Even though 100 percent of the population is covered through Sécurité Sociale, more than 92 percent of the population also buys supplemental insurance. This can help pay for that extra 30 percent and give you coverage for some bonus services. This insurance can be private, but providers are not allowed to compete by lowering health premiums. Instead they can offer different benefits and ways to cover the 30 percent.  Supplemental insurance is also provided by employers with about half of the cost split by an employer and employee.

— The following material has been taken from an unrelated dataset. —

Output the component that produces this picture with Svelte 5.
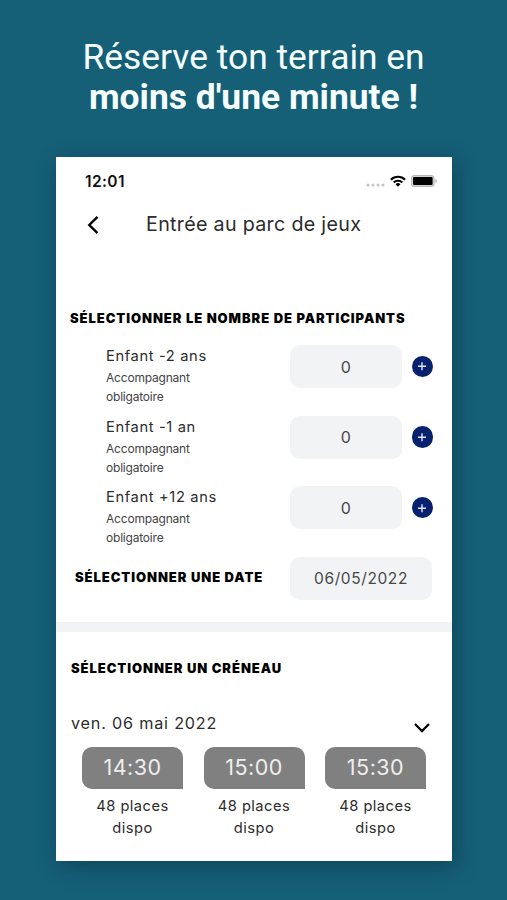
<script>
    let participants = $state([
        { label: "Enfant -2 ans", count: 0 },
        { label: "Enfant -1 an", count: 0 },
        { label: "Enfant +12 ans", count: 0 },
    ]);
    let open = $state(true);

    const slots = ["14:30", "15:00", "15:30"];
</script>

<main>
    <h1>
        <span>Réserve ton terrain en</span>
        <strong>moins d'une minute !</strong>
    </h1>

    <div class="phone">
        <div class="status">
            <span class="clock">12:01</span>
            <svg class="signal" width="19" height="4" viewBox="0 0 19 4">
                <g fill="#c4c4c6">
                    <circle cx="2" cy="2" r="1.5" />
                    <circle cx="7" cy="2" r="1.5" />
                    <circle cx="12" cy="2" r="1.5" />
                    <circle cx="17" cy="2" r="1.5" />
                </g>
            </svg>
            <svg class="wifi" width="16" height="12" viewBox="0 0 16 12">
                <g fill="none" stroke="#000" stroke-width="2.1">
                    <path d="M.9 4.7a10 10 0 0 1 14.2 0" />
                    <path d="M3.7 7.5a6.1 6.1 0 0 1 8.6 0" />
                </g>
                <path d="M8 11.8 5.5 9.3a3.5 3.5 0 0 1 5 0z" />
            </svg>
            <svg class="battery" width="27" height="12" viewBox="0 0 27 12">
                <rect x=".6" y=".6" width="22.4" height="10.8" rx="3" fill="#ddd" stroke="#b5b5b5" stroke-width="1.1" />
                <rect x="2" y="2" width="19.6" height="8" rx="1.2" />
                <path d="M24.3 4v4q1.6-.6 1.6-2t-1.6-2z" fill="#b5b5b5" />
            </svg>
        </div>

        <header>
            <button class="back" aria-label="Retour">
                <svg width="14" height="20" viewBox="0 0 14 20">
                    <path d="M11.5 1.8 3.3 10l8.2 8.2" fill="none" stroke="#000" stroke-width="2.4" />
                </svg>
            </button>
            <h2>Entrée au parc de jeux</h2>
        </header>

        <h3 class="people">Sélectionner le nombre de participants</h3>

        {#each participants as p}
            <div class="row">
                <div class="who">
                    <div class="label">{p.label}</div>
                    <div class="note">Accompagnant<br />obligatoire</div>
                </div>
                <div class="field count">{p.count}</div>
                <button class="plus" aria-label="Ajouter" onclick={() => p.count++}>
                    <svg width="10" height="10" viewBox="0 0 10 10">
                        <path d="M5 1.3v8M1 5.3h8" stroke="#dfe6ff" stroke-width="1.4" />
                    </svg>
                </button>
            </div>
        {/each}

        <div class="date-row">
            <h3 class="date">Sélectionner une date</h3>
            <div class="field day">06/05/2022</div>
        </div>

        <div class="divider"></div>

        <h3 class="slot-title">Sélectionner un créneau</h3>

        <button class="toggle" onclick={() => (open = !open)}>
            <span>ven. 06 mai 2022</span>
            <svg width="18" height="12" viewBox="0 0 18 12">
                <path d="m2 2 7 7 7-7" fill="none" stroke="#000" stroke-width="2.3" />
            </svg>
        </button>

        {#if open}
            <div class="slots">
                {#each slots as slot}
                    <div class="slot">
                        <button>{slot}</button>
                        <p>48 places<br />dispo</p>
                    </div>
                {/each}
            </div>
        {/if}
    </div>
</main>

<style>
    :global(body) {
        margin: 0;
        background: #155f77;
    }

    main {
        box-sizing: border-box;
        height: 900px;
        padding-top: 37px;
        overflow: hidden;
        background: #155f77;
        font-family: Inter, sans-serif;
        color: #2c2c2c;
    }

    h1,
    h2,
    h3,
    p {
        margin: 0;
    }

    button {
        padding: 0;
        border: 0;
        background: none;
        font: inherit;
        color: inherit;
    }

    svg {
        display: block;
    }

    h1 {
        height: 120px;
        font-family: Roboto, sans-serif;
        font-size: 35.4px;
        line-height: 40px;
        font-weight: 400;
        text-align: center;
        color: #f5feff;
    }

    h1 span,
    h1 strong {
        display: block;
    }

    .phone {
        box-sizing: border-box;
        width: 396px;
        height: 704px;
        margin-left: 56px;
        background: #fff;
        box-shadow: 4px 5px 20px rgba(0, 25, 45, 0.36);
    }

    .status {
        display: flex;
        align-items: center;
        height: 48px;
        padding: 0 14px 0 29px;
    }

    .clock {
        flex: 1;
        font-size: 15.5px;
        font-weight: 600;
        letter-spacing: 0.4px;
        color: #111;
    }

    .signal {
        margin: 7px 5px 0 0;
    }

    .wifi {
        margin-right: 5px;
    }

    header {
        display: flex;
        align-items: center;
        height: 40px;
        padding-left: 30px;
    }

    .back {
        width: 60px;
    }

    h2 {
        padding-bottom: 2px;
        font-size: 19.7px;
        line-height: 24px;
        font-weight: 400;
        letter-spacing: 0.3px;
    }

    h3 {
        font-size: 13px;
        line-height: 20px;
        font-weight: 900;
        letter-spacing: 0.94px;
        text-transform: uppercase;
        white-space: nowrap;
        color: #000;
    }

    .people {
        padding: 63px 0 0 14px;
        height: 37px;
    }

    .row {
        display: flex;
        height: 70.7px;
        padding-left: 50px;
    }

    .who {
        width: 184px;
    }

    .label {
        font-size: 14.7px;
        line-height: 22px;
        letter-spacing: 0.63px;
    }

    .note {
        padding-top: 1px;
        font-size: 12px;
        line-height: 19px;
        letter-spacing: -0.2px;
        color: #444;
    }

    .field {
        display: flex;
        align-items: center;
        justify-content: center;
        height: 43px;
        border-radius: 10px;
        background: #f2f3f5;
        color: #484848;
    }

    .count {
        width: 111.5px;
        font-size: 16px;
    }

    .plus {
        display: flex;
        align-items: center;
        justify-content: center;
        width: 21.5px;
        height: 21.5px;
        margin: 10.5px 0 0 10px;
        border-radius: 50%;
        background: #08216f;
    }

    .date-row {
        display: flex;
        align-items: center;
        height: 43px;
        padding-left: 19px;
    }

    .date {
        width: 215px;
        padding-bottom: 3px;
    }

    .day {
        width: 142px;
        font-size: 15.5px;
        letter-spacing: 0.6px;
    }

    .divider {
        height: 10px;
        margin: 22px 0 26px;
        background: #f2f3f5;
    }

    .slot-title {
        padding-left: 15px;
    }

    .toggle {
        display: flex;
        align-items: center;
        justify-content: space-between;
        width: 100%;
        height: 24px;
        margin-top: 33px;
        padding: 0 21px 0 15px;
        font-size: 16.2px;
        letter-spacing: 0.8px;
    }

    .toggle svg {
        margin-top: 9px;
    }

    .slots {
        display: flex;
        gap: 20.5px;
        padding: 12px 0 0 26px;
    }

    .slot {
        width: 101px;
        text-align: center;
    }

    .slot button {
        width: 100%;
        height: 42px;
        padding-bottom: 2px;
        border-radius: 10px 10px 0 10px;
        background: #808080;
        font-size: 21.5px;
        letter-spacing: 0.5px;
        color: #eee;
    }

    .slot p {
        padding-top: 5.5px;
        font-size: 14.7px;
        line-height: 22.5px;
        letter-spacing: 0.45px;
    }
</style>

Like ours, France’s health care system is not simple, but everyone has coverage. Even illegal immigrants — after they’ve been in country for three months — receive health insurance. And people can go to any doctor they please, unlike in the U.S. where you must stay within your insurers network. And coverage is cheap too. People pay small co-pays at doctor’s visits but to make it even fairer people with chronic illnesses, low-income people and pregnant mothers get free services.

The most magnifique component of France’s health care system is the little plastic health insurance card. The “carte vitale” or “life card” contain all the information needed for a doctor to not only adequately asses the patient but asses how the patient will pay. All medical records have been digital since the 1990s and tell the doctor every note, exam and service the patient has had. The processing of services is also done digitally by the “carte vitale.” The doctor inputs the services and this alerts the government and the supplemental insurance of payment which must be given to the doctor within three days. It’s fast and cuts down enormously on medical errors, unknowns and administrative costs.

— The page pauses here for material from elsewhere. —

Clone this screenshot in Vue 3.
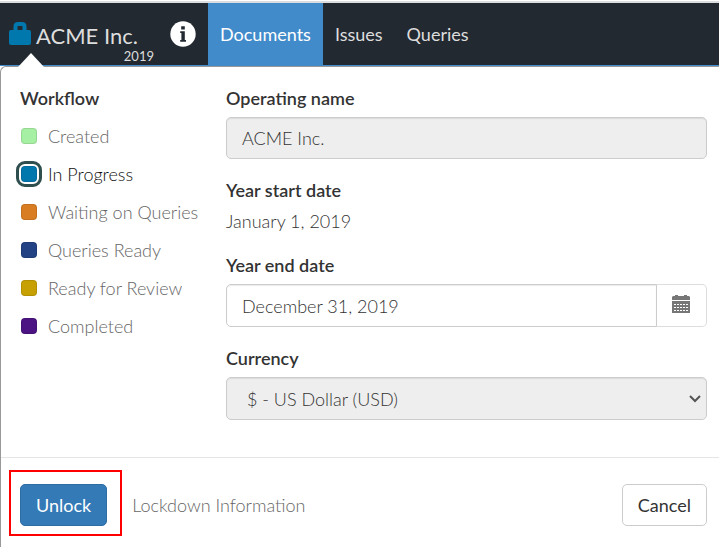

En bref, when it comes to health care, the French get more bang for their buck. They have more freedom of choice, better quality, lower costs and more efficiency. Many French people still complain about the rising costs and doctors complain about their low salaries (a general practitioner in France will make about a third of what one in the U.S. makes). Both countries rely heavily on employer-based insurance, pay doctors by fee-for-service and both countries demand choice. But WHO ranked France’s system number one for many reasons — low infant mortality rates, higher life expectancies, low medical errors and low deaths in preventable illnesses. The French decided that health care for all is more important than free markets and excessive salaries, and it paid off. I think we can learn a thing or two from that.